No, it really isn't. You're confused about things everyone who has learned electromagnetism - from mathematicians to physicists to engineers alike - knows about.

Why are you telling me about basic definitions everyone already knows about? Yes, I know the electric field is a vector field. :bugeye:

Strictly speaking it's an axial vector field.

That's just physics being what it is. Experiments can only test behaviour and properties of objects. That's why everything in physics is essentially defined by its behaviour and interactions. Any statement about what the electromagnetic field or anything else "really is" that doesn't have implifications for its behaviour falls out of the realm of science. That's why we have a much more minimal view of the electromagnetic field than Maxwell originally did: we're comfortable with the notion of a field and we've whittled away all the "window dressing" that doesn't actually contribute to making testable predictions.

And believe me, I can understand you feeling like this leaves you with nothing to grasp onto if you've never taken a course in electrodynamics. That still doesn't make the argument that "the equations only describes behaviour" any less specious, since that's physics doing exactly what it's supposed to be doing.

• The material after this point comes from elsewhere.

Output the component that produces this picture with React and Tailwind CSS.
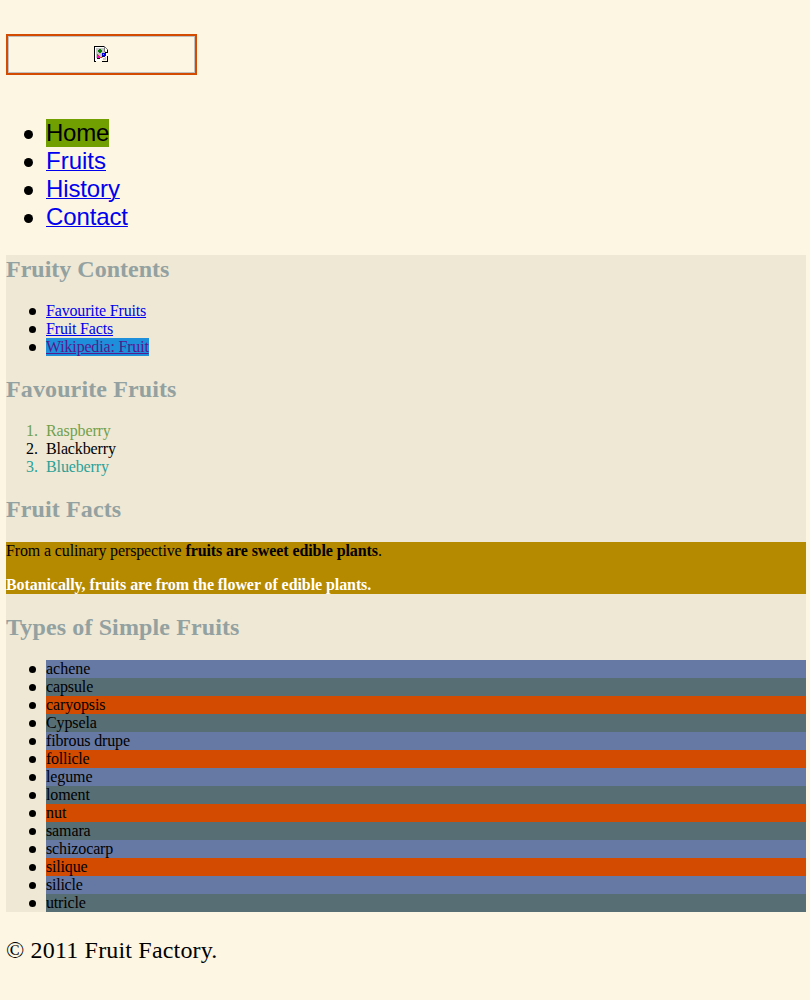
import React from "react";

const simpleFruits = [
  ["achene", "bg-[#6678a4]", "tracking-normal"],
  ["capsule", "bg-[#586e75]", "tracking-[-0.12px]"],
  ["caryopsis", "bg-[#d34b00]", "tracking-[-0.12px]"],
  ["Cypsela", "bg-[#586e75]", "tracking-[-0.1px]"],
  ["fibrous drupe", "bg-[#6678a4]", "tracking-[-0.14px]"],
  ["follicle", "bg-[#d34b00]", "tracking-[-0.24px]"],
  ["legume", "bg-[#6678a4]", "tracking-[-0.12px]"],
  ["loment", "bg-[#586e75]", "tracking-[-0.12px]"],
  ["nut", "bg-[#d34b00]", "tracking-normal"],
  ["samara", "bg-[#586e75]", "tracking-[-0.12px]"],
  ["schizocarp", "bg-[#6678a4]", "tracking-[-0.12px]"],
  ["silique", "bg-[#d34b00]", "tracking-[-0.18px]"],
  ["silicle", "bg-[#6678a4]", "tracking-[-0.24px]"],
  ["utricle", "bg-[#586e75]", "tracking-[-0.18px]"],
];

function Item({ children, className = "" }) {
  return (
    <li className="flex h-[18px]">
      <span className="flex w-10 shrink-0 items-start pl-[23px] pt-1.5">
        <span className="h-[6.5px] w-[6.5px] rounded-full bg-black" />
      </span>
      <div className={"grow " + className}>{children}</div>
    </li>
  );
}

function NavItem({ children }) {
  return (
    <li className="flex h-7">
      <span className="flex w-10 shrink-0 items-start pl-[18px] pt-[11px]">
        <span className="h-[8.5px] w-[8.5px] rounded-full bg-black" />
      </span>
      {children}
    </li>
  );
}

function NumberItem({ n, children, className }) {
  return (
    <li className={"flex h-[18px] tracking-[-0.12px] " + className}>
      <span className="w-10 shrink-0 pl-5 tracking-normal">{n}.</span>
      {children}
    </li>
  );
}

function Heading({ children, className = "" }) {
  return <h2 className={"text-2xl leading-7 font-bold text-[#93a1a1] " + className}>{children}</h2>;
}

const link = "text-[#0000ee] underline decoration-1";

function BrokenImage() {
  return (
    <svg width="14" height="16" viewBox="0 0 14 16" shapeRendering="crispEdges" aria-hidden="true">
      <path fill="#fff" d="M1 1h9l3 4v5l-4 2-2 3H1z" />
      <path fill="#c6c6c6" d="M2 2h8v3h2v5H9v2H2zM9 12h2v-1h1v3H9z" />
      <path fill="#000" d="M0 0h10v1H1v14h1v1H0zM13 4h1v3h-3V6h2zM13 10h1v6H8v-1h5z" />
      <path fill="#777" d="M10 0h1v1h1v1h1v1h1v1h-1V3h-1V2h-1v4h-1z" />
      <path fill="#087808" d="M5 3h2v1h1v2H7v1H5V6H4V4h1z" />
      <path fill="#d33" d="M3 8h1v1h1v1h1v1h2v1H3z" />
      <path fill="#ff00d8" d="M3 9h1v1h1v1h1v1H3z" />
      <path fill="#111" d="M3 12h3v1H3zM8 10h3v1H8z" />
      <path fill="#0000dd" d="M8 7h4v3h-1v1H9v-1H8z" />
      <path fill="#5cb8ff" d="M9 8h1v1H9z" />
    </svg>
  );
}

export default function App() {
  return (
    <div className="h-[1000px] overflow-hidden bg-[#fdf6e3] pr-1 pl-1.5 pt-[34px] font-['Liberation_Serif',serif] text-base leading-[18px] text-black">
      <div className="flex h-[41px] w-[191px] border-2 border-[#d34b00]">
        <div className="flex grow items-start justify-start border border-[#c0c0c0] pl-[85px] pt-[9px]">
          <BrokenImage />
        </div>
      </div>

      <nav className="mt-11 font-['Liberation_Sans',sans-serif] text-2xl leading-7">
        <ul>
          <NavItem><span className="bg-[#719e00] tracking-[-0.25px]">Home</span></NavItem>
          <NavItem><a href="#fruits" className={link}>Fruits</a></NavItem>
          <NavItem><a href="#history" className={link + " tracking-[-0.12px]"}>History</a></NavItem>
          <NavItem><a href="#contact" className={link + " tracking-[-0.12px]"}>Contact</a></NavItem>
        </ul>
      </nav>

      <main className="mt-6 flex flex-col gap-[19px] bg-[#eee8d5]">
        <Heading>Fruity Contents</Heading>
        <ul>
          <Item><a href="#favourite" className={link + " tracking-[-0.16px]"}>Favourite Fruits</a></Item>
          <Item><a href="#facts" className={link + " tracking-[-0.17px]"}>Fruit Facts</a></Item>
          <Item className="flex"><a href="#wiki" className="bg-[#1e8fdb] tracking-[-0.18px] text-[#551a8b] underline">Wikipedia: Fruit</a></Item>
        </ul>
        <Heading className="tracking-[0.12px]">Favourite Fruits</Heading>
        <ol>
          <NumberItem n={1} className="text-[#71a04b]">Raspberry</NumberItem>
          <NumberItem n={2} className="text-black">Blackberry</NumberItem>
          <NumberItem n={3} className="text-[#2aa198]">Blueberry</NumberItem>
        </ol>
        <Heading className="tracking-[0.12px]">Fruit Facts</Heading>
        <div className="flex flex-col gap-4 bg-[#b58900]">
          <p className="tracking-[-0.13px]">From a culinary perspective <strong className="tracking-[-0.09px]">fruits are sweet edible plants</strong>.</p>
          <p className="font-bold tracking-[-0.08px] text-white">Botanically, fruits are from the flower of edible plants.</p>
        </div>
        <Heading className="tracking-[0.12px]">Types of Simple Fruits</Heading>
        <ul>
          {simpleFruits.map(([name, color, tracking]) => (
            <Item key={name} className={color + " " + tracking}>{name}</Item>
          ))}
        </ul>
      </main>

      <footer className="mt-6 text-2xl leading-7 tracking-[0.18px]">© 2011 Fruit Factory.</footer>
    </div>
  );
}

Assuming you're right (I haven't checked), what would that change? What's "not real" about evanescent waves?

I have. I think it's you who's just taking an oversimplistic view of things. I'm not clear on exactly what point you're trying to make anyway. Suppose for argument's sake there is no "motion" in spacetime for some definition of "motion" you have in mind. So what? Does it actually contradict anything we observe?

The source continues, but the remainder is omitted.